Before I started I had no real idea what a "typical" day in the saddle would be like. If you examine the map of the Via de la Plata you will see that towns, somewhat spookily, are all about 80 kms apart (mas o menos). Therefore if you want to stay in good hotels, it is that 80 km that sets your daily run.
In the event I discovered that I could manage 80 kms a day without effort (well the first few days were a bit grim, ending the day saddle sore and exhausted), and on occasions got up to 100km in a day, when needs must. Mind you it pales into insignificance when you look at Tour de France stats, where they will do 200 kms in a day at around 3 times the speed I managed.
I found that around 5 hours cycling a day at an average speed of 16kms per hour was about par for the course for me. Included in that is around half an hour for lunch and snack stops. If you are staying in hotels in Spain, be advised that breakfast will only start 9 am on average (some did start at 8.30 am, but others were 9.30am). So I tended not to get going till around 10 am in the morning.
I set out with around 3 litres of water, as even in late September Andalucian and Extremadura can get hot, plus fruit and bread for lunch. By tanking up with a big breakfast and having a large dinner, lunch on the road was just a way of topping up the calories and taking aboard water. I would then have two other breaks in the day to split the time between start and lunch, and the time between lunch and the finish. All told around 30 minutes in the course of my day.
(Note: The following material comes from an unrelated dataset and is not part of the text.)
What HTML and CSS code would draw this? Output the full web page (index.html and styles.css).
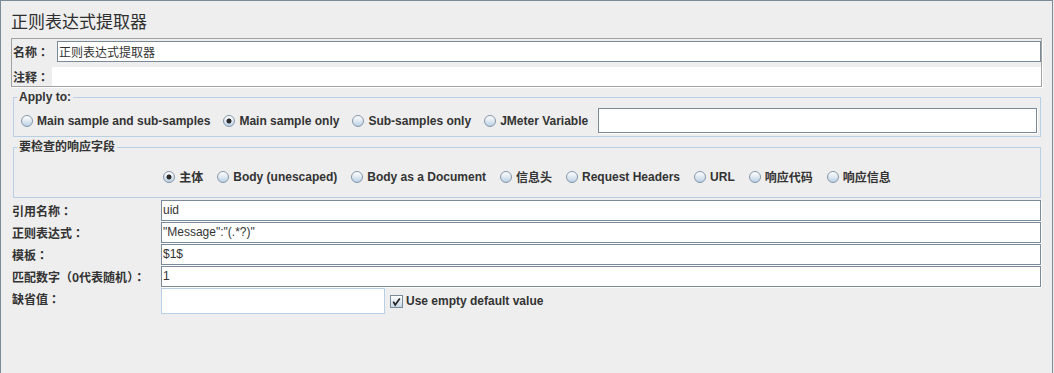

My on bike GPS computer would keep me fully informed on times, speeds and distances. There is a lot more climbing each day than I had imagined. Forget a view of a flat central plain to Spain. My daily net assents varied between just over 500 metres in a day to around 1300 metres. There are downhills to offset the climbs, but I found that long times took quite a bit out of me. 600 or 700 metres net assent was quite comfortable, but once it got over 100 in a day, then I would feel it. In addition there was some fairly serious days at the start, when I was not perhaps as fit as I was towards the end of the trip.
I would get to the hotel between 3 and 4 in the afternoon, have a bath and relax. The get out to look around the town by about 6 pm. You have plenty of time to look around the town as dinner in Spain is late, with many (read that "virtually all") restaurants opening at 9 in the evening or later. So do not count on getting to bed too early.